We tasted the newest edition, now called Famille Lafage Cotes Catalanes Narassa 2018, recently and felt that Jean Marc was ‘in the money’ once again.  Since that 2014 opening salvo, every wine scored over 91 points and sold for under $20.  Broad and ample in the mouth, the 2018 had plenty of round fruit, supple, laid-back tannins, well integrated acidity and a subtle streak of minerality courtesy of the black schist soils around the Roussillon town of Maury.  The grapes are sourced from 60+-year-old vines, the old vines sitting in unique, aforementioned black schist soils in a fairly remote area in southern France.  This distinct, somewhat ‘wild’ area is an important key to the special character of the wines from this region. 

We aren’t surprised that Jeb Dunnuck was on board once again.  How can you not cheer for a producer that is making wines that are both ample and nuanced for this kind of price!  Jeb’s take on the 2018 Narassa, “ Almost all Grenache yet with 8% Syrah, the deep purple 2018 Narassa gives up a gorgeous bouquet of blueberries, kirsch liqueur, smoked game, violets, and lavender. It’s rich, medium to full-bodied, beautifully concentrated, and has a great finish…93 points.”

If a player is on a hot streak, you want to get the ball in their hands.  Lafage definitely is in the ‘zone’ and has been for a while.   We have sold a lot of Lafage over the years, and for good reason.  But each of the bottlings we have offered, while generally uniform in the sense that they perform well above their stations and provide superb value, are each of distinctive personality as well. 

These days many value wines are not ‘created in the vineyard’.  The winemaking ‘formula’ overrides everything else.  That is the beauty of Lafage.  The wines not only deliver quality and value, but retain the character and purity of their region as well.  One of importer Eric Solomon’s credos is ‘place over process’.  None of his expansive legion of wineries is any better an example of that than Lafage.  Once again, as always, it’s a lot of wine for the fare ($19.98).

MO’ LAFAGE

The eye-popping values from Jean-Marc Lafage have been coming at a prolific rate.  If we did full emails on the every one of them, which would be easy to do given how good and how well priced they all are, we’d start looking like some sort of Lafage-of-the-Month Club.  So every now and again we’ll publish a little something on the ‘down low’, with the caveat that it could eventually be its own offer at some point.  Don’t confuse this smaller format with a lack of enthusiasm.  What Lafage has been doing of late is some sort of unprecedented run of ‘hits’ and this is simply one more.  Our task is to keep you informed.
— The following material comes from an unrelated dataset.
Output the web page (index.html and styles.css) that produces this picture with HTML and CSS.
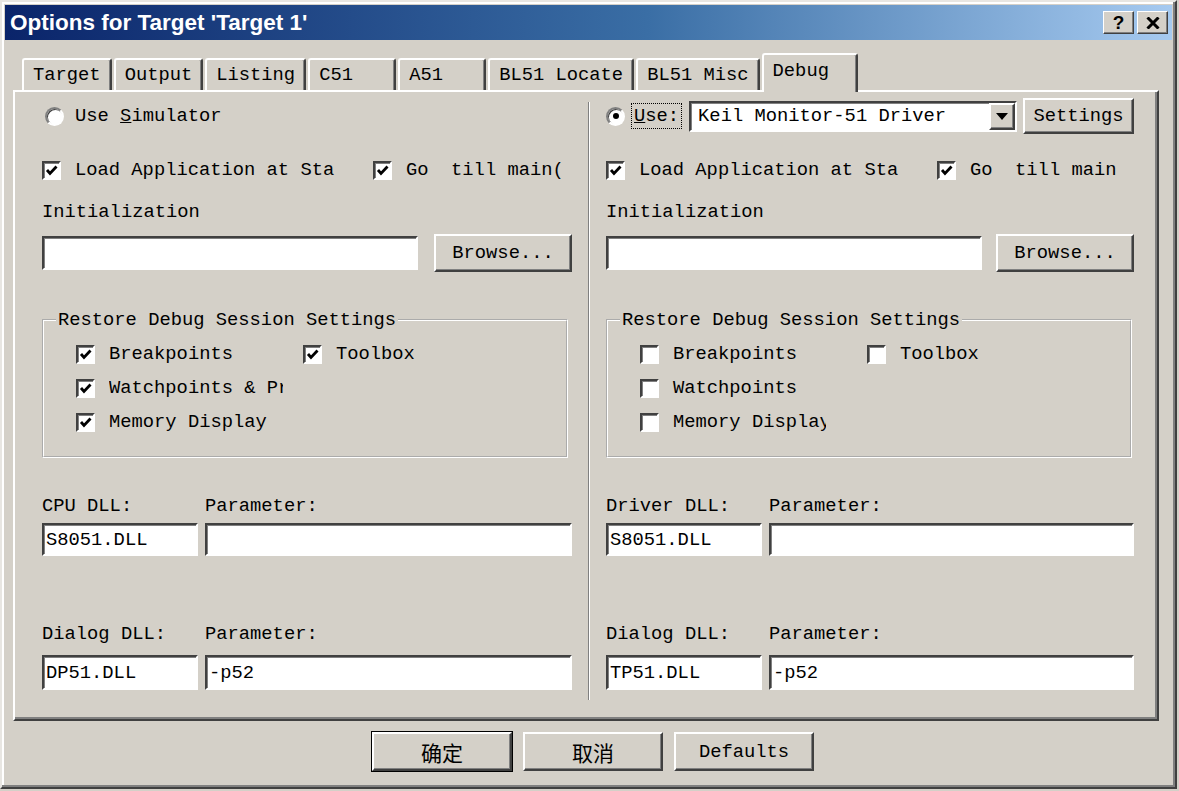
FILE: index.html
```html
<!DOCTYPE html>
<html>
<head>
<meta charset="utf-8">
<title>Options for Target 'Target 1'</title>
<link rel="stylesheet" href="styles.css">
</head>
<body>
<div class="dialog">
  <div class="titlebar">
    <span class="title">Options for Target 'Target 1'</span>
    <div class="caption-btns">
      <span class="cap-btn help">?</span>
      <span class="cap-btn close"><svg width="14" height="12" viewBox="0 0 14 12"><path d="M1.5 0.5 L12.5 11.5 M12.5 0.5 L1.5 11.5" stroke="#000" stroke-width="3" fill="none"/></svg></span>
    </div>
  </div>
  <div class="content">
    <div class="tabs">
      <div class="tab">Target</div>
      <div class="tab">Output</div>
      <div class="tab">Listing</div>
      <div class="tab">C51</div>
      <div class="tab">A51</div>
      <div class="tab">BL51 Locate</div>
      <div class="tab">BL51 Misc</div>
      <div class="tab active">Debug</div>
    </div>
    <div class="panel">
      <div class="col col-left">
        <div class="row r1">
          <span class="radio"></span>
          <span class="sim-label">Use <u>S</u>imulator</span>
        </div>
        <div class="row r2">
          <span class="cb-item first"><span class="cb on"><svg viewBox="0 0 15 15"><path d="M3 7 L6 10.5 L12.5 3.5" stroke="#000" stroke-width="2.8" fill="none"/></svg></span><span class="txt">Load Application at Sta</span></span>
          <span class="cb-item"><span class="cb on"><svg viewBox="0 0 15 15"><path d="M3 7 L6 10.5 L12.5 3.5" stroke="#000" stroke-width="2.8" fill="none"/></svg></span><span class="txt">Go  till main(</span></span>
        </div>
        <div class="row r3">Initialization</div>
        <div class="row r4">
          <div class="field init"></div>
          <div class="btn browse">Browse...</div>
        </div>
        <fieldset class="group">
          <legend>Restore Debug Session Settings</legend>
          <div class="group-grid">
            <span class="cb-item"><span class="cb on"><svg viewBox="0 0 15 15"><path d="M3 7 L6 10.5 L12.5 3.5" stroke="#000" stroke-width="2.8" fill="none"/></svg></span><span class="txt">Breakpoints</span></span>
            <span class="cb-item"><span class="cb on"><svg viewBox="0 0 15 15"><path d="M3 7 L6 10.5 L12.5 3.5" stroke="#000" stroke-width="2.8" fill="none"/></svg></span><span class="txt">Toolbox</span></span>
            <span class="cb-item span2"><span class="cb on"><svg viewBox="0 0 15 15"><path d="M3 7 L6 10.5 L12.5 3.5" stroke="#000" stroke-width="2.8" fill="none"/></svg></span><span class="txt clip-watch">Watchpoints &amp; Pr</span></span>
            <span class="cb-item span2"><span class="cb on"><svg viewBox="0 0 15 15"><path d="M3 7 L6 10.5 L12.5 3.5" stroke="#000" stroke-width="2.8" fill="none"/></svg></span><span class="txt">Memory Display</span></span>
          </div>
        </fieldset>
        <div class="dll-labels first-dll"><span>CPU DLL:</span><span>Parameter:</span></div>
        <div class="dll-fields first-fields"><div class="field">S8051.DLL</div><div class="field"></div></div>
        <div class="dll-labels second-dll"><span>Dialog DLL:</span><span>Parameter:</span></div>
        <div class="dll-fields second-fields"><div class="field">DP51.DLL</div><div class="field">-p52</div></div>
      </div>

      <div class="sep"></div>

      <div class="col col-right">
        <div class="row r1">
          <span class="radio on"></span>
          <span class="use-label"><u>U</u>se:</span>
          <div class="combo">
            <span class="combo-text">Keil Monitor-51 Driver</span>
            <span class="combo-btn"><svg width="12" height="7" viewBox="0 0 12 7"><path d="M0 0 H12 L6 7 Z" fill="#000"/></svg></span>
          </div>
          <div class="btn settings">Settings</div>
        </div>
        <div class="row r2">
          <span class="cb-item first"><span class="cb on"><svg viewBox="0 0 15 15"><path d="M3 7 L6 10.5 L12.5 3.5" stroke="#000" stroke-width="2.8" fill="none"/></svg></span><span class="txt">Load Application at Sta</span></span>
          <span class="cb-item"><span class="cb on"><svg viewBox="0 0 15 15"><path d="M3 7 L6 10.5 L12.5 3.5" stroke="#000" stroke-width="2.8" fill="none"/></svg></span><span class="txt">Go  till main</span></span>
        </div>
        <div class="row r3">Initialization</div>
        <div class="row r4">
          <div class="field init"></div>
          <div class="btn browse">Browse...</div>
        </div>
        <fieldset class="group">
          <legend>Restore Debug Session Settings</legend>
          <div class="group-grid">
            <span class="cb-item"><span class="cb"></span><span class="txt">Breakpoints</span></span>
            <span class="cb-item"><span class="cb"></span><span class="txt">Toolbox</span></span>
            <span class="cb-item span2"><span class="cb"></span><span class="txt">Watchpoints</span></span>
            <span class="cb-item span2"><span class="cb"></span><span class="txt clip-mem">Memory Display</span></span>
          </div>
        </fieldset>
        <div class="dll-labels first-dll"><span>Driver DLL:</span><span>Parameter:</span></div>
        <div class="dll-fields first-fields"><div class="field">S8051.DLL</div><div class="field"></div></div>
        <div class="dll-labels second-dll"><span>Dialog DLL:</span><span>Parameter:</span></div>
        <div class="dll-fields second-fields"><div class="field">TP51.DLL</div><div class="field">-p52</div></div>
      </div>
    </div>
    <div class="bottom-btns">
      <div class="btn big default cjk">确定</div>
      <div class="btn big cjk">取消</div>
      <div class="btn big">Defaults</div>
    </div>
  </div>
</div>
</body>
</html>
```

FILE: styles.css
```css
* { box-sizing: border-box; }
html, body { margin: 0; padding: 0; }
body {
  width: 1179px;
  height: 791px;
  overflow: hidden;
  background: #d4d0c8;
  font-family: "Liberation Mono", "DejaVu Sans Mono", monospace;
  font-size: 18.8px;
  color: #000;
}
.dialog {
  width: 1177px;
  height: 789px;
  background: #d4d0c8;
  border: 2px solid;
  border-color: #e8e6e2 #404040 #404040 #e8e6e2;
  box-shadow: inset -2px -2px 0 #808080, inset 2px 2px 0 #fff;
  padding: 3px;
  display: flex;
  flex-direction: column;
}

/* title bar */
.titlebar {
  height: 35px;
  flex: none;
  background: linear-gradient(to right, #0a246a 0%, #3a6ea5 55%, #a6caf0 100%);
  display: flex;
  align-items: center;
  justify-content: space-between;
  padding: 0 4px 0 5px;
}
.title {
  font-family: "Liberation Sans", Arial, sans-serif;
  font-weight: bold;
  font-size: 22.5px;
  color: #fff;
  white-space: pre;
}
.caption-btns { display: flex; gap: 3px; }
.cap-btn {
  width: 31px;
  height: 23px;
  background: #d4d0c8;
  border: 1px solid;
  border-color: #fff #404040 #404040 #fff;
  box-shadow: inset -1px -1px 0 #808080;
  display: flex;
  align-items: center;
  justify-content: center;
  font-family: "Liberation Sans", Arial, sans-serif;
  font-weight: bold;
  font-size: 19px;
  line-height: 1;
}

/* main content */
.content {
  flex: 1;
  display: flex;
  flex-direction: column;
  padding: 13px 13px 0 8px;
}
.tabs {
  height: 37px;
  display: flex;
  align-items: flex-end;
  padding-left: 9px;
  flex: none;
}
.tab {
  height: 32px;
  min-width: 88px;
  margin-right: 2px;
  padding: 0 9px 0 9px;
  border-top: 2px solid #fff;
  border-left: 2px solid #fff;
  border-right: 2px solid #404040;
  border-radius: 3px 3px 0 0;
  box-shadow: inset -1px 0 0 #808080;
  display: flex;
  align-items: center;
  white-space: pre;
  background: #d4d0c8;
}
.tab.active {
  height: 39px;
  min-width: 96px;
  margin-bottom: -2px;
  padding-bottom: 6px;
  position: relative;
  z-index: 2;
}

.panel {
  height: 631px;
  flex: none;
  border: 2px solid;
  border-color: #fff #404040 #404040 #fff;
  box-shadow: inset -2px -2px 0 #808080;
  padding: 6px 23px 0 27px;
  display: grid;
  grid-template-columns: 530px 1fr 528px;
  align-items: start;
}
.col { display: flex; flex-direction: column; }
.sep {
  align-self: stretch;
  justify-self: center;
  width: 2px;
  margin: 4px 0 19px;
  border-left: 1px solid #808080;
  border-right: 1px solid #fff;
}

.row { display: flex; align-items: center; white-space: pre; }
.r1 { height: 36px; }
.r2 { height: 24px; margin-top: 24px; }
.r3 { height: 24px; margin-top: 18px; }
.r4 { height: 38px; margin-top: 10px; justify-content: space-between; }

/* radio */
.radio {
  width: 19px;
  height: 19px;
  flex: none;
  border-radius: 50%;
  border: 2px solid;
  border-color: #808080 #fff #fff #808080;
  background: #fff;
  box-shadow: inset 1px 1px 0 #404040;
  display: inline-flex;
  align-items: center;
  justify-content: center;
}
.radio.on::after {
  content: "";
  width: 6px;
  height: 6px;
  border-radius: 50%;
  background: #000;
}
.col-left .radio { margin-left: 3px; }
.sim-label { margin-left: 11px; }
.use-label {
  margin-left: 7px;
  padding: 1px 2px;
  outline: 1px dotted #000;
  line-height: 22px;
}

/* combo */
.combo {
  margin-left: 8px;
  width: 328px;
  height: 31px;
  background: #fff;
  border: 2px solid;
  border-color: #404040 #fff #fff #404040;
  box-shadow: inset 1px 1px 0 #808080;
  display: flex;
  align-items: center;
  justify-content: space-between;
  padding: 0 0 0 7px;
}
.combo-btn {
  width: 26px;
  height: 27px;
  background: #d4d0c8;
  border: 2px solid;
  border-color: #fff #404040 #404040 #fff;
  box-shadow: inset -1px -1px 0 #808080;
  display: flex;
  align-items: center;
  justify-content: center;
}

/* buttons */
.btn {
  background: #d4d0c8;
  border: 2px solid;
  border-color: #fff #404040 #404040 #fff;
  box-shadow: inset -1px -1px 0 #808080;
  display: flex;
  align-items: center;
  justify-content: center;
  white-space: pre;
}
.settings { margin-left: 6px; width: 111px; height: 36px; }
.browse { width: 138px; height: 38px; }

/* fields */
.field {
  height: 34px;
  background: #fff;
  border: 2px solid;
  border-color: #404040 #fff #fff #404040;
  box-shadow: inset 1px 1px 0 #808080;
  display: flex;
  align-items: center;
  padding-left: 2px;
  white-space: pre;
}
.field.init { width: 376px; }

/* checkboxes */
.cb-item { display: inline-flex; align-items: center; white-space: pre; }
.cb-item.first { width: 331px; }
.cb {
  width: 19px;
  height: 19px;
  flex: none;
  background: #fff;
  border: 2px solid;
  border-color: #404040 #fff #fff #404040;
  box-shadow: inset 1px 1px 0 #808080;
  margin-right: 14px;
  display: inline-flex;
  align-items: center;
  justify-content: center;
}
.cb svg { width: 15px; height: 15px; display: block; }
.clip-watch { display: inline-block; width: 174px; overflow: hidden; }
.clip-mem { display: inline-block; width: 153px; overflow: hidden; }

/* group box */
.group {
  margin: 36px 0 0 0;
  padding: 0;
  width: 526px;
  min-width: 0;
  border: 2px groove #fff;
}
.group legend {
  margin-left: 12px;
  padding: 0 2px;
  height: 24px;
  line-height: 24px;
  white-space: pre;
}
.group-grid {
  display: grid;
  grid-template-columns: 227px auto;
  grid-auto-rows: 24px;
  row-gap: 10px;
  padding: 10px 0 22px 32px;
}
.span2 { grid-column: 1 / 3; }

/* DLL rows */
.dll-labels, .dll-fields {
  display: grid;
  grid-template-columns: 156px 1fr;
  column-gap: 7px;
}
.dll-labels { height: 24px; align-items: center; white-space: pre; }
.first-dll { margin-top: 36px; }
.first-fields { margin-top: 5px; }
.first-fields .field { height: 33px; }
.second-dll { margin-top: 66px; }
.second-fields { margin-top: 9px; }
.second-fields .field { height: 35px; }

/* bottom buttons */
.bottom-btns {
  display: flex;
  justify-content: center;
  gap: 11px;
  margin-top: 11px;
  padding-left: 14px;
}
.btn.big { width: 140px; height: 39px; }
.btn.default {
  outline: 1px solid #000;
}
.cjk {
  font-family: "Noto Sans CJK SC", "Liberation Sans", sans-serif;
  font-size: 21px;
}
```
There are so many different and exciting cuvees, it’s hard to keep them all straight.  We counted over 50 different wines reviewed by the Wine Advocate, some only with a single writeup.  The 2015 Domaine Lafage Cotes du Roussillon Villages Lieu Dit La Narassa is only the second in this particular series, an admirable followup to the 93-point 2014 and we think even a little more substantial.  Visually it is markedly different than the majority of the bottles in that it comes in a weapon-ready, super-heavy Bordeaux styled bottle with a black label (most others are Burgundy shaped and ‘dressed’ in white).  We aren’t sure what the message is, but the wine is definitely an attention-getter in the glass as well.

Grown in the typical black schist soils of the Roussillon, the 60 to 70-year-old vines of Syrah and Grenache are farmed organically, hand harvested, and brought up in 80% concrete and 20% large neutral barrels.  The harvest regimen is a little different for this bottling.  It is made in a semi-ripasso style by harvesting the Grenache in successive passes picking only the ripest clusters. Once at the cellars the fruit is destemmed and only the best berries are chosen for fermentation after a short pre-fermentation maceration.  The blend is 80% Grenache and 20% Syrah.
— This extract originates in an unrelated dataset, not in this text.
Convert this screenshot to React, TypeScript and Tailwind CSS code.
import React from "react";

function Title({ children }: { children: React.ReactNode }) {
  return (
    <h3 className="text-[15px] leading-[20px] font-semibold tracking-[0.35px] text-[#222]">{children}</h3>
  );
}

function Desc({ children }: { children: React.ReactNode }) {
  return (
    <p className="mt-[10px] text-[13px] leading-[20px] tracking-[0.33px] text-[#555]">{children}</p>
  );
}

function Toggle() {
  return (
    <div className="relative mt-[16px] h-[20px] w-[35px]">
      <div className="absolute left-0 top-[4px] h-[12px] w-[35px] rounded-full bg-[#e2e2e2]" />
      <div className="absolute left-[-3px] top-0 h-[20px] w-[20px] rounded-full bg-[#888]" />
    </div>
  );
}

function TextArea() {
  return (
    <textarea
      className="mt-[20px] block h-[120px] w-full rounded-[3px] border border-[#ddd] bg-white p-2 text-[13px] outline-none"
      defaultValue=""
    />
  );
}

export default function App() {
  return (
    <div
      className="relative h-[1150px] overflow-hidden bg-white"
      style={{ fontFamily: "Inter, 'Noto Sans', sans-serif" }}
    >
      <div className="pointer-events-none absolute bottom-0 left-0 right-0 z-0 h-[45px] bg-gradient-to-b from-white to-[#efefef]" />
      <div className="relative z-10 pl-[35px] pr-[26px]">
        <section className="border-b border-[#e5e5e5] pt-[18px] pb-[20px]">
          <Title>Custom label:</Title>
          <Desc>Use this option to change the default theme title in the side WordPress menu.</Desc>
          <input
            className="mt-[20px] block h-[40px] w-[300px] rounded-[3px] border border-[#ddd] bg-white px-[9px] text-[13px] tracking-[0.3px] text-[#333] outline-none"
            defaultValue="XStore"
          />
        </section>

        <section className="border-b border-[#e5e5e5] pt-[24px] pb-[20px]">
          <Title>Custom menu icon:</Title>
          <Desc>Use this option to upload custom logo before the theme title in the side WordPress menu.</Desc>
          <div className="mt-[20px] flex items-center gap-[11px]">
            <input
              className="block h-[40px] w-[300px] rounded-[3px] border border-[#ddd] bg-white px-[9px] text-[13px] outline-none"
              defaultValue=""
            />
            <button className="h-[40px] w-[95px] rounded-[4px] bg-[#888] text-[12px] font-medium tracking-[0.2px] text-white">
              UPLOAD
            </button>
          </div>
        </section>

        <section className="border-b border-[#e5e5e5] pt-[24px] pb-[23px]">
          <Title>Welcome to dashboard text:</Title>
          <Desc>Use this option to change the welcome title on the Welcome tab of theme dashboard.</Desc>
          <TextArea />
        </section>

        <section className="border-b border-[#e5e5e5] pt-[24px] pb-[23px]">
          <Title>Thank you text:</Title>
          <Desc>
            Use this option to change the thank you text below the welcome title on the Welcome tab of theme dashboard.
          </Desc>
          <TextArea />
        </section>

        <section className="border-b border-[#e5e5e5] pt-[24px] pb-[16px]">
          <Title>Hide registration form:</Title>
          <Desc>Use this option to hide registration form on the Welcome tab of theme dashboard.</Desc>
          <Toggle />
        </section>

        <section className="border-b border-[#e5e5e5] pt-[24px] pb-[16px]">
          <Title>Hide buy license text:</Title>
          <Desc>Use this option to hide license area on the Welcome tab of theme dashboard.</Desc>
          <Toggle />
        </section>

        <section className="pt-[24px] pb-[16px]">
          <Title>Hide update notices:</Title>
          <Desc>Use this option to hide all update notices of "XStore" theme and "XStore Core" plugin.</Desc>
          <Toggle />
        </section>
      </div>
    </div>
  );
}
This one is bold, full, flavored and definitely expressive of this unique terroir near the village of Maury and will stand up to the heartiest of fare.  The Wine Advocate’s Jeb Dunnuck was glowing again in his ‘barrel’ review stating, “Notes of cassis, toasted spice, chocolate and licorice all emerge from the 2015 Cotes du Roussillon Villages Lieu Dit La Narassa…This hedonistic, downright sexy, ripe and layered beauty will drink nicely right out of the gate…91-93 Points.”
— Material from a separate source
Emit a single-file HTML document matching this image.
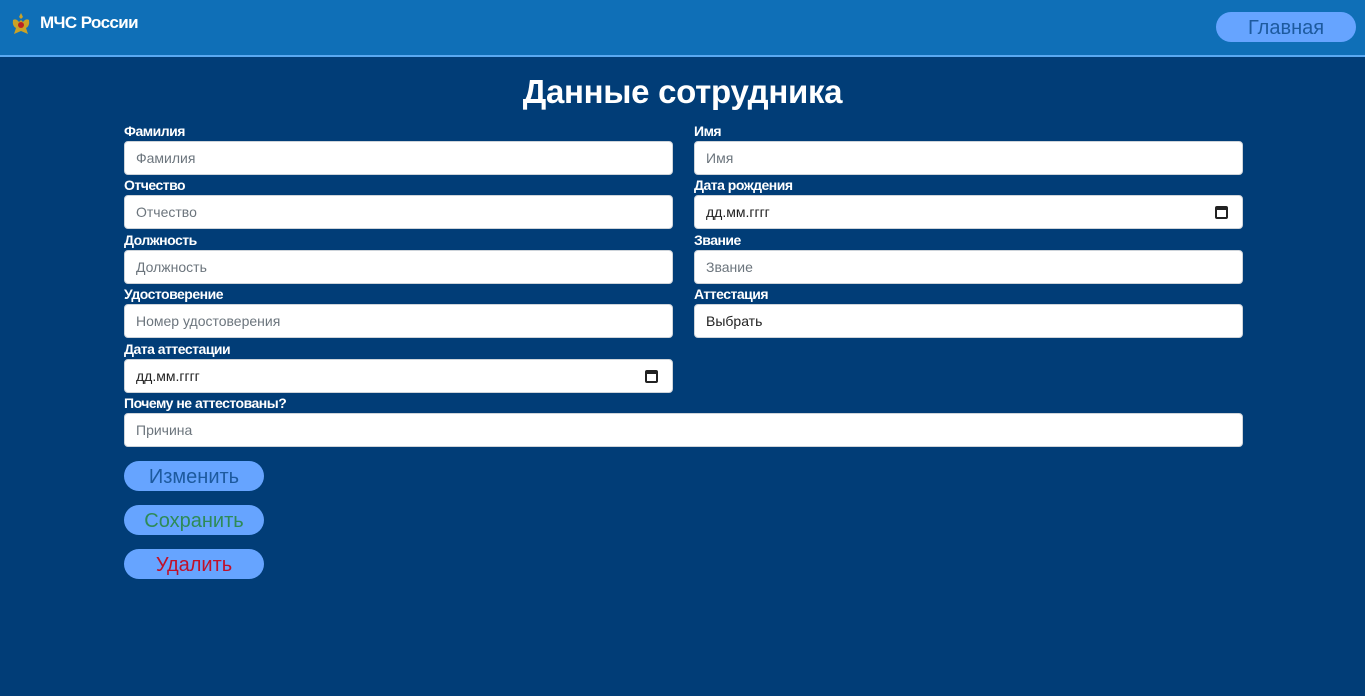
<!DOCTYPE html>
<html><head><meta charset="utf-8"><style>
*{box-sizing:border-box;margin:0;padding:0}
body{width:1365px;height:696px;background:#013d77;font-family:"Liberation Sans",sans-serif;position:relative;overflow:hidden}
.hdr{position:absolute;left:0;top:0;width:1365px;background:#0f6fb7;border-bottom:2px solid #5aa9f2;height:57px}
.logo{position:absolute;left:40px;top:13px;color:#fff;font-weight:bold;font-size:17px;letter-spacing:-0.6px}
.btn{position:absolute;background:#66a4ff;border-radius:15px;text-align:center;font-size:20px}
h1{position:absolute;left:0;width:1365px;top:73px;text-align:center;color:#fff;font-size:33px;font-weight:bold;letter-spacing:-0.3px}
.lb{position:absolute;color:#fff;font-weight:bold;font-size:14px;letter-spacing:-0.5px}
.in{position:absolute;background:#fff;border-radius:4px;height:34px;font-size:14px;color:#6c757d;padding:8px 11px;border:1px solid #ced4da}
.dk{color:#222}
.cal{position:absolute;right:14px;top:10px;width:13px;height:13px;border:2px solid #222;border-top-width:4px;border-radius:2px}
</style></head><body>
<div class="hdr">
<svg style="position:absolute;left:10px;top:12px" width="22" height="24" viewBox="0 0 22 24"><path d="M11 1 L13 5 L11 7 L9 5Z M3 8 Q6 6 9 10 L11 8 L13 10 Q16 6 19 8 Q20 14 16 16 L18 22 L11 19 L4 22 L6 16 Q2 14 3 8Z" fill="#c9a227"/><circle cx="11" cy="13" r="3" fill="#b22"/></svg>
<div class="logo">МЧС России</div>
<div class="btn" style="left:1216px;top:12px;width:140px;height:30px;line-height:33px;color:#1d5a9e">Главная</div>
</div>
<h1>Данные сотрудника</h1>
<div class="lb" style="left:124px;top:123px">Фамилия</div>
<div class="in" style="left:124px;top:141px;width:549px">Фамилия</div>
<div class="lb" style="left:694px;top:123px">Имя</div>
<div class="in" style="left:694px;top:141px;width:549px">Имя</div>
<div class="lb" style="left:124px;top:177px">Отчество</div>
<div class="in" style="left:124px;top:195px;width:549px">Отчество</div>
<div class="lb" style="left:694px;top:177px">Дата рождения</div>
<div class="in dk" style="left:694px;top:195px;width:549px">дд.мм.гггг<div class="cal"></div></div>
<div class="lb" style="left:124px;top:232px">Должность</div>
<div class="in" style="left:124px;top:250px;width:549px">Должность</div>
<div class="lb" style="left:694px;top:232px">Звание</div>
<div class="in" style="left:694px;top:250px;width:549px">Звание</div>
<div class="lb" style="left:124px;top:286px">Удостоверение</div>
<div class="in" style="left:124px;top:304px;width:549px">Номер удостоверения</div>
<div class="lb" style="left:694px;top:286px">Аттестация</div>
<div class="in dk" style="left:694px;top:304px;width:549px">Выбрать</div>
<div class="lb" style="left:124px;top:341px">Дата аттестации</div>
<div class="in dk" style="left:124px;top:359px;width:549px">дд.мм.гггг<div class="cal"></div></div>
<div class="lb" style="left:124px;top:395px">Почему не аттестованы?</div>
<div class="in" style="left:124px;top:413px;width:1119px">Причина</div>
<div class="btn" style="left:124px;top:461px;width:140px;height:30px;line-height:33px;color:#1d5a9e">Изменить</div>
<div class="btn" style="left:124px;top:505px;width:140px;height:30px;line-height:33px;color:#2e8b57">Сохранить</div>
<div class="btn" style="left:124px;top:549px;width:140px;height:30px;line-height:33px;color:#c0102a">Удалить</div>
</body></html>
Barrels scores tend to be conservative and, in 2015, almost everything was outstanding so you don’t get as much ‘separation’.  So we suspect if it gets a final review, it will finish on the high end.   We think the 2015 Narassa has even a bit more muscle than the 2014, and definitely a riper profile.  Once again the magic is that this is an expansive, engaging wine that only costs $15 a bottle.  How does he keep doing it?